Drug-related Deaths among Recently Released Offenders: A Review of the Literature
What we looked at
Severe substance abuse problems are highly prevalent among offenders. Substance abuse programs exist within institutions to address these issues however some offenders return to problematic illicit drug use upon release. Transition to the community may be a stressful period marked by emotional distress which can often trigger relapses. Drug overdose is an important and sometimes deadly consequence of relapse, and is especially problematic for the period immediately following release. The purpose of this review is to examine the recent international literature on drug-related deaths among recently released offenders, factors associated with fatal overdose and interventions for overdose prevention and management.
What we found
A recent international meta-analysis examining drug-related deaths within the first year post-release from prison shows that the initial two weeks following release have a three to eightfold increased risk for drug-related deaths compared to the subsequent ten weeks (Merrall et al., 2010). Overdoses may be the result of a decrease in tolerance to drugs following a sustained abstinence, drug purity variations, or a change in drug use behaviours and route of administration (Moller et al., 2010). Studies examining different drug-using populations found risk factors associated with fatal overdoses; these include opiate use, injection drug use, binge drug use, unstable housing, and polydrug use, especially a combination of depressant drugs (benzodiazepine, alcohol, opiates and other tranquilizers) (Darke, 2003; WHO, 2010). Studies documenting the circumstances under which overdoses occur have found that they are generally witnessed by friends, partners or family (Seal, 2005). Most overdoses are treatable, however regrettably bystanders do not always seek assistance out of fear of legal repercussions, perceived lack of need, or lack of phone access (Seal, 2005;). Many countries have adopted community-based Naloxone distribution (a drug used to counteract the effects of opiate overdose) as a means for overdose prevention and management. Naloxone programs typically involve training on its use and effects along with a dose of medicine for use on peer victims. Investigations on the safety and feasibility of these programs have returned largely positive results (Seal, 2005; WHO, 2010). Since most overdoses are being witnessed in the community, offering training on life-saving measures provides invaluable knowledge to those most likely to make use of it. Ensuring accessibility to community methadone maintenance programs for opiate dependent users is a key component to prevent fatal overdoses.
What it means
Offenders exhibiting severe drug use problems, specifically opiate users, are at a high risk for fatal overdose in the initial weeks following release. As part of CSC's priority to provide continuous care and safe transition into the community, offenders who are at high risk of overdose should be identified and targeted for intervention to prevent drug-related deaths. Overall, this review highlights the importance for practical and effective overdose prevention interventions for the period immediately before and after release, for instance safe-use education and prescription of Naloxone and the continuity of the community Methadone maintenance program. Studies examining the prevalence and characteristics of overdoses among Canadian offender could provide invaluable information on which offenders are most at risk in order to target these susceptible individuals. Additionally, CSC could benefit from a deeper look into innovative life-saving strategies for overdose prevention and treatment.
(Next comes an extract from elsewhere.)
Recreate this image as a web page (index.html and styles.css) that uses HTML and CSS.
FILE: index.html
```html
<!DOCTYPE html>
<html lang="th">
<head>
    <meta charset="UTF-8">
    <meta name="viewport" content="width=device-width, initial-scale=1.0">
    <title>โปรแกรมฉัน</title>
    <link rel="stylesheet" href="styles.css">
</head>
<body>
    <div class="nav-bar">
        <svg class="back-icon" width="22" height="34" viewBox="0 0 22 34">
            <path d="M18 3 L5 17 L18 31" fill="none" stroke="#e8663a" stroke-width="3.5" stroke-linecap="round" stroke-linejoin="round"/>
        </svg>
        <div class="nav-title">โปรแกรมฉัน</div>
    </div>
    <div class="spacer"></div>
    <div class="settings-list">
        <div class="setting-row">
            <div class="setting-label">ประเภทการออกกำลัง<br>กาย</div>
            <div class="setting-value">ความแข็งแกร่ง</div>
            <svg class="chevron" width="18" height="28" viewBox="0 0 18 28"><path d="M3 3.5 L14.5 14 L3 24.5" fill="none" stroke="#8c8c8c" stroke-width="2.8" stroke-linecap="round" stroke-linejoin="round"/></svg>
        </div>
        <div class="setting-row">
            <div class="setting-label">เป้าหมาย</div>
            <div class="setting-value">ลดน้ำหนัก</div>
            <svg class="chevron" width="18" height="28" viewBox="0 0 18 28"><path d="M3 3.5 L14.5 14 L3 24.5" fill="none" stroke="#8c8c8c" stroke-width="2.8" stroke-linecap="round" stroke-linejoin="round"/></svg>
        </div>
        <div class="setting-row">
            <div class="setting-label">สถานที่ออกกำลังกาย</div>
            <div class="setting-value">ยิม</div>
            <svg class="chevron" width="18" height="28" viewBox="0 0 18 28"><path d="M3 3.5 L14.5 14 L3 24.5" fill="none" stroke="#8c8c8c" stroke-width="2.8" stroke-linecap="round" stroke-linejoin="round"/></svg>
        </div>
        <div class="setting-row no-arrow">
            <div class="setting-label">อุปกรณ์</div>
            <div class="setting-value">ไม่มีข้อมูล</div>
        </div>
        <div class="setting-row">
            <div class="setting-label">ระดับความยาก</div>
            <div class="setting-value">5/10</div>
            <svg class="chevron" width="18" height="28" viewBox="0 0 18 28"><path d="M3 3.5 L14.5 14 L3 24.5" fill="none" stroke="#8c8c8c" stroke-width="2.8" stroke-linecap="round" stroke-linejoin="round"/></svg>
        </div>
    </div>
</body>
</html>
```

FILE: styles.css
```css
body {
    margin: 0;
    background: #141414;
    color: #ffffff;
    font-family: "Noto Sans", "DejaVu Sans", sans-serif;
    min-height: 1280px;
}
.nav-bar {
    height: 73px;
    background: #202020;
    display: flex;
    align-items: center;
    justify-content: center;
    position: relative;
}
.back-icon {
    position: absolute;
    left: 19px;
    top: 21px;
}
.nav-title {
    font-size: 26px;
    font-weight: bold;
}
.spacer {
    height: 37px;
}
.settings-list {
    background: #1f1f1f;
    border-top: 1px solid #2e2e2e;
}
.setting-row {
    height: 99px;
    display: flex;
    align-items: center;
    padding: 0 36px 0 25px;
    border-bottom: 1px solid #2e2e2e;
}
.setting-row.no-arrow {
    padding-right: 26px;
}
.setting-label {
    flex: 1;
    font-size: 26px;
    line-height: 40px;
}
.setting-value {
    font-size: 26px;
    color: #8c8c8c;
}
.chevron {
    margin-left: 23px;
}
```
Darke, S. (2003), Polydrug use and overdose: overthrowing old myths. Addiction, 98: 711.
Merrall, E. L. C., Kariminia, A., Binswanger, I. A., Hobbs, M. S., Farrell, M., Marsden, J. et al. (2010). Meta-analysis of drug-related deaths soon after release from prison. Addiction, 105, 1545-1554.
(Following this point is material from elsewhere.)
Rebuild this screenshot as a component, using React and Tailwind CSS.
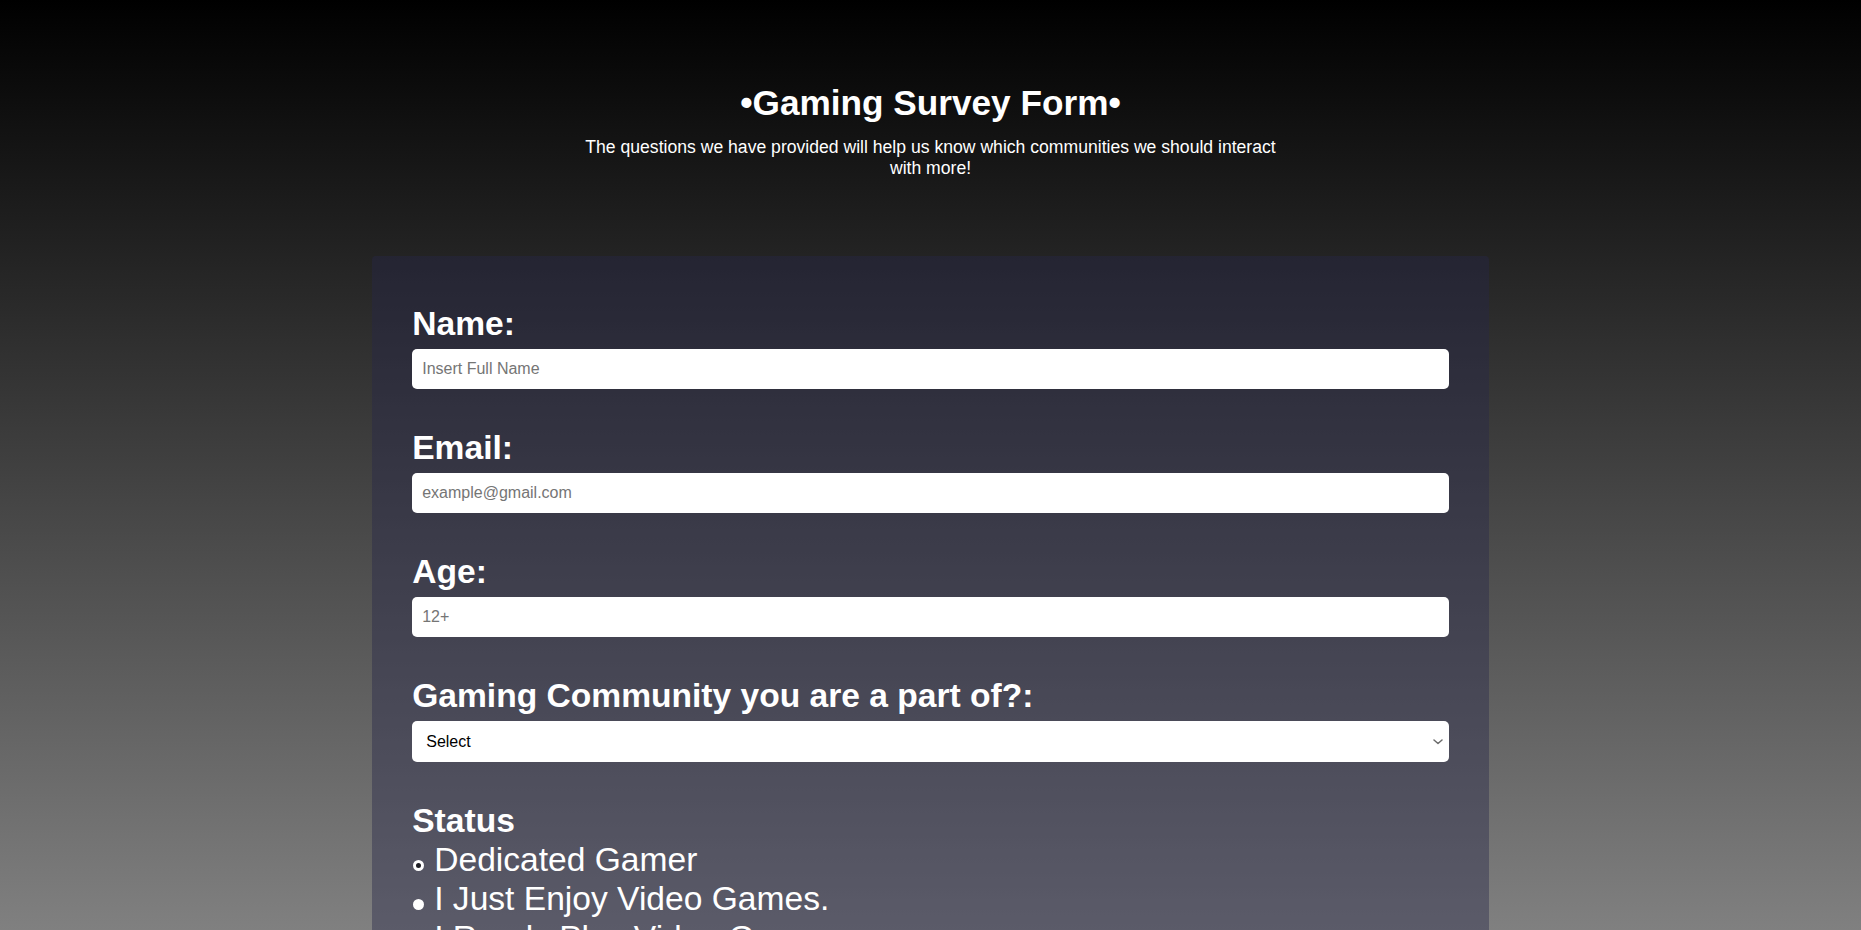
import React from "react";

export default function App() {
  const groups = [
    { id: "name", label: "Name:", type: "text", placeholder: "Insert Full Name" },
    { id: "email", label: "Email:", type: "email", placeholder: "example@gmail.com" },
    { id: "age", label: "Age:", type: "number", placeholder: "12+" },
  ];
  const statuses = [
    "Dedicated Gamer",
    "I Just Enjoy Video Games.",
    "I Rarely Play Video Games.",
  ];
  return (
    <div className="min-h-screen bg-[linear-gradient(to_bottom,#000000,#808080)] bg-fixed font-['Liberation_Sans',Arial,sans-serif] text-white pb-20">
      <header className="pt-[83px] text-center">
        <h1 className="text-[35.2px] font-bold leading-[normal]">•Gaming Survey Form•</h1>
        <p className="mx-auto mt-[14px] max-w-[710px] text-[17.6px] leading-[normal]">
          The questions we have provided will help us know which communities we should interact with more!
        </p>
      </header>

      <form className="mx-auto mt-[77px] w-[60%] rounded-[4px] bg-[rgba(40,40,73,0.41)] px-10 pt-[48px] pb-10">
        {groups.map((g) => (
          <div key={g.id} className="mb-[39px] flex flex-col">
            <label htmlFor={g.id} className="mb-[6px] text-[33.6px] font-bold leading-[39px]">
              {g.label}
            </label>
            <input
              id={g.id}
              type={g.type}
              placeholder={g.placeholder}
              className="h-10 w-full rounded-[5px] bg-white pl-[10px] text-[16px] text-black placeholder:text-[#757575] outline-none"
            />
          </div>
        ))}

        <div className="mb-[39px] flex flex-col">
          <label htmlFor="community" className="mb-[6px] text-[33.6px] font-bold leading-[39px]">
            Gaming Community you are a part of?:
          </label>
          <div className="relative">
            <select
              id="community"
              defaultValue="select"
              className="h-[41px] w-full appearance-none rounded-[5px] bg-white pl-[14px] pr-[24px] text-[16px] text-black outline-none"
            >
              <option value="select">Select</option>
              <option value="pc">PC</option>
              <option value="console">Console</option>
              <option value="mobile">Mobile</option>
            </select>
            <svg
              className="pointer-events-none absolute right-[6px] top-1/2 -translate-y-1/2"
              width="10"
              height="6"
              viewBox="0 0 10 6"
              fill="none"
            >
              <path d="M1 1l4 3.5L9 1" stroke="#6b6b6b" strokeWidth="1.5" strokeLinecap="round" strokeLinejoin="round" />
            </svg>
          </div>
        </div>

        <div className="flex flex-col">
          <p className="text-[33.6px] font-bold leading-[39px]">Status</p>
          {statuses.map((s, i) => (
            <label key={s} className="flex items-start text-[33.6px] leading-[39px]">
              <input
                type="radio"
                name="status"
                defaultChecked={i === 0}
                className="mt-[20px] ml-[1px] mr-[10px] h-[11px] w-[11px] shrink-0 appearance-none rounded-full bg-white checked:border-[3px] checked:border-white checked:bg-[#1e1e24]"
              />
              <span>{s}</span>
            </label>
          ))}
        </div>
      </form>
    </div>
  );
}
Moller, L. F., Matic, S., van den Bergh, B. J., Moloney, K., Hayton, P., & Gatherer, A. (2010). Acute drug-related mortality of people recently released from prisons. Public Health, 124, 637-639.
Seal, K. H., Thawley, R., Gee, L., Bamberger, J., Kral, A. H., Ciccarone, D. et al. (2005). Naloxone distribution and cardiopulmonary resuscitation training for injection drug users to prevent heroin overdose death: a pilot intervention study. J.Urban.Health, 82, 303-311.
WHO (2010). Prevention of acute drug-related mortality in prison populations during the immediate post-release period, World Health Organization Europe, Copenhagen.